成都市、水素エネルギー産業への日本企業の参画を期待
(中国、日本)
成都発
2023年12月18日
中国の成都市政府は12月6日、北京市内で水素エネルギー、環境保護、省エネ産業をテーマにした「成都対日開放協力促進会議」を開催した。成都市関係者や日系企業など約120人が参加。成都市側は経済情報化局、環境保護局、環境投資集団などが出席し、水素エネルギー産業や環境・省エネ産業について、四川省や成都市の優位性を強調し、各種プロジェクトや日本企業との協業ニーズなどについて紹介した。
同会議では、成都市経済情報化局新経済委員会新エネルギー処の張令普副処長が「水素の製造には、水の電気分解の方法がある。四川省は水資源が豊富で、水素製造に有利な条件を兼ね備えている」と述べた上で、水素産業の発展の方向性について、日本企業との協業を重視していく姿勢を示した。中国の大手発電設備メーカー東方電気は、同社の水素エネルギー産業の取り組みとして、15億元(約300億円、1元=約20円)を投じて、水素関連企業の集積地「東方水素産業園区」を建設中であることや、四川省で初めて水素ステーション用の据え置き型高圧水素貯蔵タンクの開発に成功したことなどを紹介し、水素の製造、貯蔵、輸送、充填(じゅうてん)といった産業サプライチェーン構築の中で日本企業の参画を期待していると表明した。
日本企業からは、パナソニックの現地法人の松下電器(中国)新エネルギー政策推進室の馬超マネジャーが独自開発の純水素型燃料電池や、同電池を活用した世界初の「水素燃料電池冷熱電総合エネルギープロジェクト」を紹介し、生活空間や街づくりなど、自動車以外での水素活用の可能性をアピールした。トヨタの現地法人の豊田汽車(中国)投資の商用FC事業推進部の蒋佳兵経理は、トヨタは中国各都市で水素エネルギー産業に力を入れており、燃料電池車の販売に向けた各種施策を講じる中、とりわけ四川省や成都市、重慶市は水素エネルギー産業の重点地域として重視していくとした。

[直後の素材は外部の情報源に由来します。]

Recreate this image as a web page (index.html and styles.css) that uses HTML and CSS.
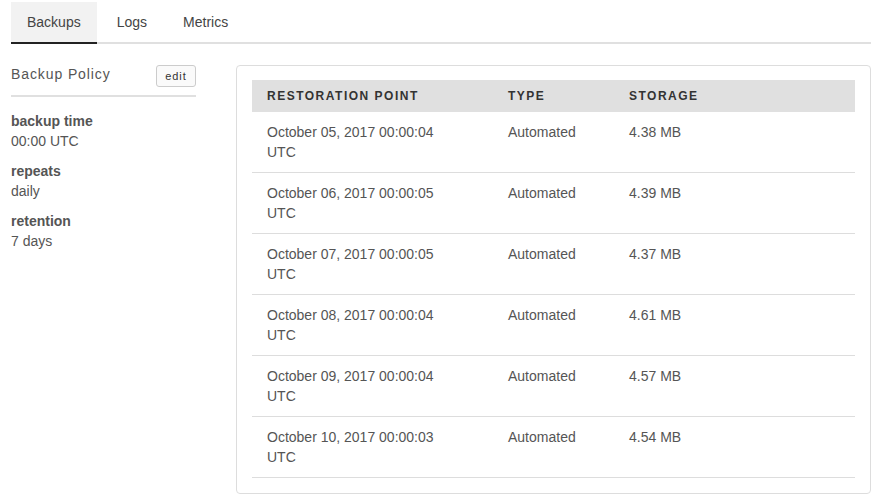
FILE: index.html
```html
<!DOCTYPE html>
<html>
<head>
<meta charset="utf-8">
<link rel="stylesheet" href="styles.css">
</head>
<body>
<div class="page">
  <nav class="tabs">
    <div class="tab active">Backups</div>
    <div class="tab">Logs</div>
    <div class="tab">Metrics</div>
  </nav>
  <div class="content">
    <aside class="policy">
      <div class="policy-head">
        <span class="policy-title">Backup Policy</span>
        <button class="edit">edit</button>
      </div>
      <dl class="fields">
        <dt>backup time</dt><dd>00:00 UTC</dd>
        <dt>repeats</dt><dd>daily</dd>
        <dt>retention</dt><dd>7 days</dd>
      </dl>
    </aside>
    <section class="card">
      <table class="points">
        <colgroup>
          <col class="w1">
          <col class="w2">
          <col>
        </colgroup>
        <thead>
          <tr><th>Restoration Point</th><th>Type</th><th>Storage</th></tr>
        </thead>
        <tbody>
          <tr><td class="c1">October 05, 2017 00:00:04 UTC</td><td>Automated</td><td>4.38 MB</td></tr>
          <tr><td class="c1">October 06, 2017 00:00:05 UTC</td><td>Automated</td><td>4.39 MB</td></tr>
          <tr><td class="c1">October 07, 2017 00:00:05 UTC</td><td>Automated</td><td>4.37 MB</td></tr>
          <tr><td class="c1">October 08, 2017 00:00:04 UTC</td><td>Automated</td><td>4.61 MB</td></tr>
          <tr><td class="c1">October 09, 2017 00:00:04 UTC</td><td>Automated</td><td>4.57 MB</td></tr>
          <tr><td class="c1">October 10, 2017 00:00:03 UTC</td><td>Automated</td><td>4.54 MB</td></tr>
        </tbody>
      </table>
    </section>
  </div>
</div>
</body>
</html>
```

FILE: styles.css
```css
* { box-sizing: border-box; }
html, body { margin: 0; background: #fff; }
body {
  font-family: "Liberation Sans", Arial, Helvetica, sans-serif;
  font-size: 14px;
  color: #555;
}
.page {
  padding: 2px 17px 0 11px;
}
.tabs {
  display: flex;
  gap: 4px;
  border-bottom: 2px solid #e0e0e0;
}
.tab {
  padding: 0 16px;
  height: 42px;
  line-height: 40px;
  color: #444;
  margin-bottom: -2px;
  border-bottom: 2px solid transparent;
}
.tab.active {
  background: #f2f2f2;
  border-bottom-color: #222;
}
.content {
  display: flex;
  align-items: flex-start;
  margin-top: 21px;
  gap: 40px;
}
.policy {
  width: 185px;
  flex: none;
}
.policy-head {
  display: flex;
  justify-content: space-between;
  align-items: center;
  box-sizing: content-box;
  height: 22px;
  padding-bottom: 8px;
  border-bottom: 2px solid #e0e0e0;
}
.policy-title {
  font-size: 14px;
  letter-spacing: 0.9px;
  color: #555;
  margin-top: -4px;
}
.edit {
  font-family: "Liberation Sans", Arial, sans-serif;
  font-size: 11px;
  letter-spacing: 1px;
  color: #333;
  background: #fafafa;
  border: 1px solid #ccc;
  border-radius: 3px;
  height: 22px;
  width: 40px;
  padding: 0;
  margin: 0;
}
.fields {
  margin: 14px 0 0 0;
}
.fields dt {
  font-weight: bold;
  line-height: 20px;
  color: #555;
}
.fields dd {
  margin: 0 0 10px 0;
  line-height: 20px;
}
.card {
  flex: 1;
  border: 1px solid #ddd;
  border-radius: 4px;
  padding: 14px 15px 15px 15px;
}
.points {
  width: 100%;
  border-collapse: collapse;
  table-layout: fixed;
}
.points .w1 { width: 241px; }
.points .w2 { width: 121px; }
.points th {
  background: #e0e0e0;
  text-align: left;
  font-size: 12px;
  font-weight: bold;
  letter-spacing: 1.5px;
  text-transform: uppercase;
  color: #333;
  height: 32px;
  padding: 0 15px 1px 15px;
}
.points td {
  vertical-align: top;
  line-height: 20px;
  padding: 10px 15px;
  border-bottom: 1px solid #ddd;
  color: #555;
}
.points td.c1 {
  padding-right: 30px;
}
```
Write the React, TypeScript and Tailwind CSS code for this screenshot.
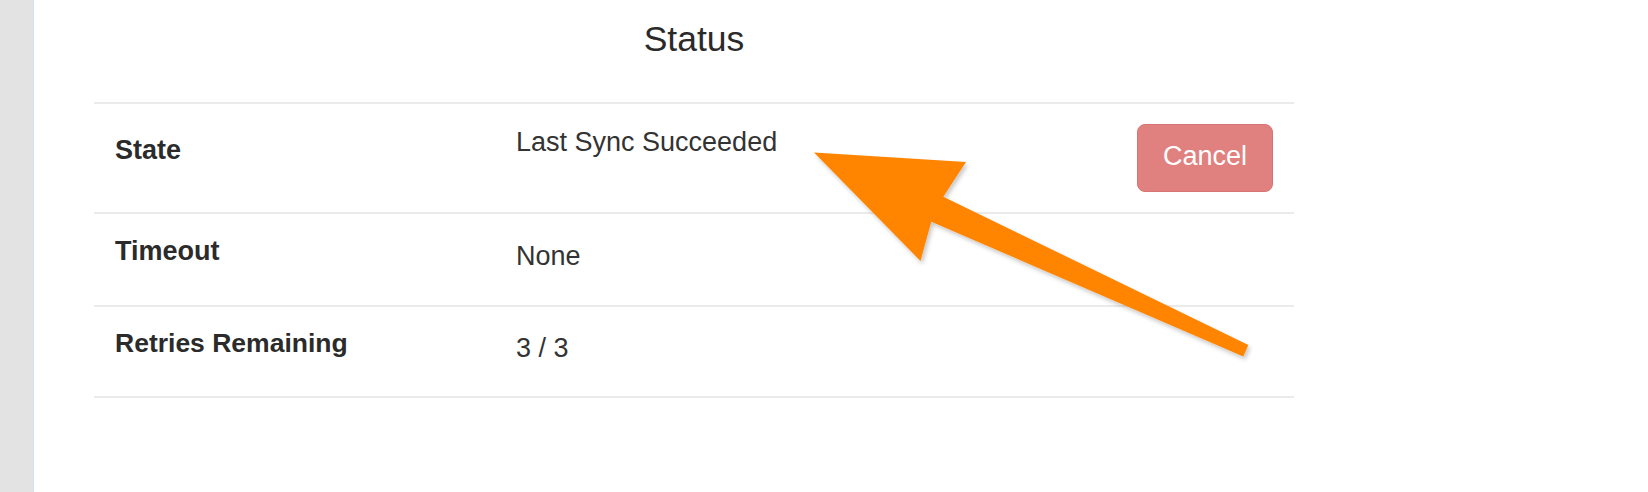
import React from "react";

export default function App() {
  return (
    <div className="relative flex h-[492px] w-[1648px] overflow-hidden bg-white font-['Liberation_Sans',Arial,sans-serif]">
      <div className="h-full w-[34px] shrink-0 border-r border-[#d8e2ea] bg-[#e3e3e3]" />
      <div className="pl-[60px]">
        <div className="w-[1200px]">
          <div className="h-[102px] pt-[21px] text-center text-[35.5px] leading-[36px] text-[#2a2a2a]">
            Status
          </div>

          <div className="flex h-[110px] border-t-2 border-[#ebebeb]">
            <div className="w-[400px] shrink-0 pl-[21px] pt-[33px] text-[27px] font-bold leading-[27px] text-[#2b2b2b]">
              State
            </div>
            <div className="flex-1 pl-[22px] pt-[25px] text-[27px] leading-[27px] text-[#333333]">
              Last Sync Succeeded
            </div>
            <div className="shrink-0 pr-[21px] pt-[20px]">
              <button className="flex h-[68px] w-[136px] items-center justify-center rounded-[8px] border border-[#d97473] bg-[#e1817f] pb-[4px] text-[27px] leading-[27px] text-white">
                Cancel
              </button>
            </div>
          </div>

          <div className="flex h-[93px] border-t-2 border-[#ebebeb]">
            <div className="w-[400px] shrink-0 pl-[21px] pt-[24px] text-[27px] font-bold leading-[27px] text-[#2b2b2b]">
              Timeout
            </div>
            <div className="flex-1 pl-[22px] pt-[29px] text-[27px] leading-[27px] text-[#333333]">
              None
            </div>
          </div>

          <div className="flex h-[93px] border-y-2 border-[#ebebeb]">
            <div className="w-[400px] shrink-0 pl-[21px] pt-[23px] text-[26.5px] font-bold leading-[27px] text-[#2b2b2b]">
              Retries Remaining
            </div>
            <div className="flex-1 pl-[22px] pt-[28px] text-[27px] leading-[27px] text-[#333333]">
              3 / 3
            </div>
          </div>
        </div>
      </div>

      <svg
        className="pointer-events-none absolute left-0 top-0"
        width="1648"
        height="492"
        viewBox="0 0 1648 492"
      >
        <defs>
          <filter id="arrowShadow" x="-10%" y="-10%" width="130%" height="130%">
            <feDropShadow dx="2" dy="3" stdDeviation="2" floodColor="#000000" floodOpacity="0.22" />
          </filter>
        </defs>
        <polygon
          points="814,152.5 966,162 943.3,196.7 1248.3,345 1243.3,356.5 931.3,221.7 920.5,261"
          fill="#ff8400"
          filter="url(#arrowShadow)"
        />
      </svg>
    </div>
  );
}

四川省は近年、水素エネルギー産業の育成を進めている。特に成都市と重慶市の両都市では、水素エネルギー関連産業が重点領域とされ、両都市間の燃料電池車を用いた交通網の整備も進められている。2021年11月に四川省と重慶市は「成渝(成都、重慶)水素回廊」(注)の建設を開始すると発表し、水素エネルギー産業の育成に積極的に取り組んでいる(「重慶日報」、5月15日)。
(注)四川省や重慶市で高速道路を活用した水素エネルギーの迅速な輸送や水素燃料活用の輸送促進を目指す構想(2021年12月20日記事参照)。